Your task: Pick out the lines in the listing below that contain the word "React" and copy them.

Collected data:
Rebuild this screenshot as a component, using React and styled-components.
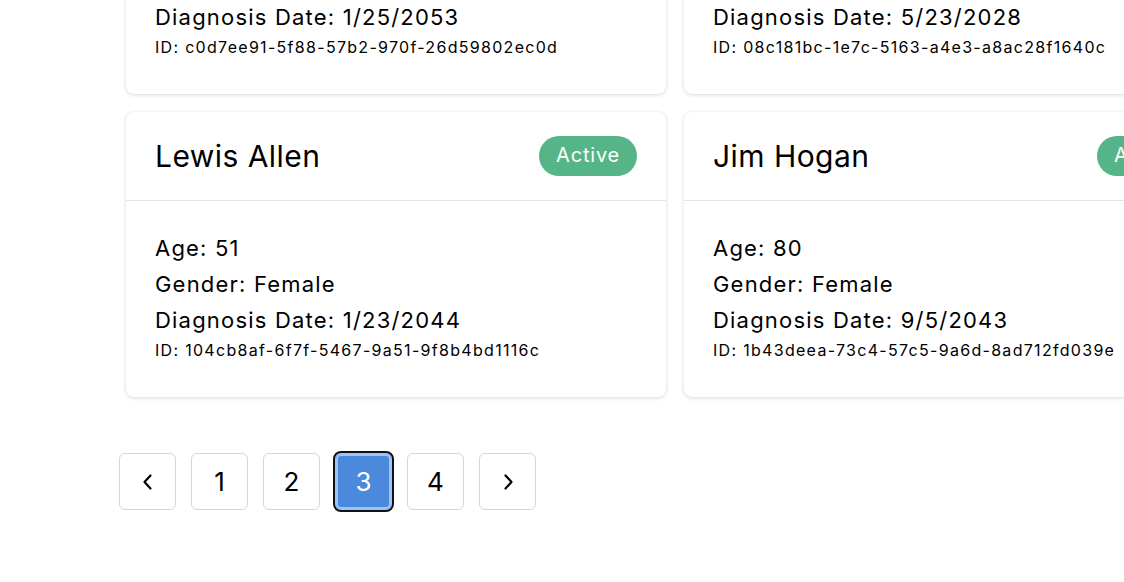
import React from "react";
import styled, { createGlobalStyle } from "styled-components";

const GlobalStyle = createGlobalStyle`
  html, body {
    margin: 0;
    padding: 0;
    background: #ffffff;
    overflow: hidden;
  }
  body {
    font-family: Inter, "Noto Sans", "Liberation Sans", sans-serif;
    color: #000;
  }
`;

const Page = styled.main`
  width: 1124px;
  height: 582px;
  overflow: hidden;
`;

const Scroller = styled.div`
  margin-top: -191px;
  padding-left: 119px;
  display: flex;
  flex-direction: column;
  gap: 56px;
`;

const Grid = styled.div`
  display: grid;
  grid-template-columns: repeat(2, 540px);
  gap: 18px;
  padding-left: 7px;
`;

const Card = styled.article`
  background: #fff;
  border-radius: 8px;
  box-shadow: 0 1px 4px rgba(0, 0, 0, 0.14), 0 0 1px rgba(0, 0, 0, 0.08);
  display: flex;
  flex-direction: column;
`;

const Header = styled.header`
  height: 88px;
  padding: 0 29px;
  display: flex;
  align-items: center;
  justify-content: space-between;
  border-bottom: 1px solid #e3e3e8;
`;

const Name = styled.h2`
  margin: 0;
  font-size: 30px;
  font-weight: 400;
  line-height: normal;
  letter-spacing: 0.45px;
`;

const Badge = styled.span`
  height: 40px;
  padding: 1px 17px 0;
  border-radius: 20px;
  background: ${(p) => (p.$active ? "#56b588" : "#c9c9cf")};
  color: #fff;
  font-size: 20px;
  line-height: 36px;
  letter-spacing: 0.8px;
  display: inline-flex;
  align-items: flex-start;
  box-sizing: border-box;
`;

const Body = styled.div`
  padding: 29px 29px 35px;
`;

const Line = styled.p`
  margin: 0;
  font-size: 22px;
  line-height: 36px;
  letter-spacing: 1.2px;
`;

const Id = styled.p`
  margin: 0;
  font-size: 16px;
  line-height: 24px;
  letter-spacing: 1.3px;
`;

const Pager = styled.nav`
  display: flex;
  gap: 15px;
  align-items: center;
`;

const PageButton = styled.button`
  width: 57px;
  height: 57px;
  box-sizing: border-box;
  border-radius: 6px;
  border: 1px solid ${(p) => (p.$current ? "#9fc3f6" : "#d6d6da")};
  background: ${(p) => (p.$current ? "#4a89dc" : "#fff")};
  color: ${(p) => (p.$current ? "#fff" : "#000")};
  font-family: Inter, "Noto Sans", sans-serif;
  font-size: 26px;
  display: flex;
  align-items: center;
  justify-content: center;
  padding: 0;
  ${(p) =>
    p.$current &&
    `
    box-shadow: inset 0 0 0 2px #9fc3f6;
    outline: 2px solid #111;
    outline-offset: 0;
  `}
`;

const Chevron = ({ dir }) => (
  <svg width="14" height="18" viewBox="0 0 14 18" fill="none">
    <path
      d={dir === "left" ? "M9.5 2.5 L3.5 9 L9.5 15.5" : "M4.5 2.5 L10.5 9 L4.5 15.5"}
      stroke="#000"
      strokeWidth="2.2"
      strokeLinecap="round"
      strokeLinejoin="round"
    />
  </svg>
);

const patients = [
  { name: "Mary Lopez", age: 34, gender: "Male", date: "1/25/2053", id: "c0d7ee91-5f88-57b2-970f-26d59802ec0d" },
  { name: "Carl Ramos", age: 62, gender: "Female", date: "5/23/2028", id: "08c181bc-1e7c-5163-a4e3-a8ac28f1640c" },
  { name: "Lewis Allen", age: 51, gender: "Female", date: "1/23/2044", id: "104cb8af-6f7f-5467-9a51-9f8b4bd1116c" },
  { name: "Jim Hogan", age: 80, gender: "Female", date: "9/5/2043", id: "1b43deea-73c4-57c5-9a6d-8ad712fd039e" },
];

export default function App() {
  return (
    <Page>
      <GlobalStyle />
      <Scroller>
        <Grid>
          {patients.map((p) => (
            <Card key={p.id}>
              <Header>
                <Name>{p.name}</Name>
                <Badge $active>Active</Badge>
              </Header>
              <Body>
                <Line>Age: {p.age}</Line>
                <Line>Gender: {p.gender}</Line>
                <Line>Diagnosis Date: {p.date}</Line>
                <Id>ID: {p.id}</Id>
              </Body>
            </Card>
          ))}
        </Grid>
        <Pager>
          <PageButton aria-label="Previous">
            <Chevron dir="left" />
          </PageButton>
          {[1, 2, 3, 4].map((n) => (
            <PageButton key={n} $current={n === 3}>
              {n}
            </PageButton>
          ))}
          <PageButton aria-label="Next">
            <Chevron dir="right" />
          </PageButton>
        </Pager>
      </Scroller>
    </Page>
  );
}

Task result:
Rebuild this screenshot as a component, using React and styled-components.
import React from "react";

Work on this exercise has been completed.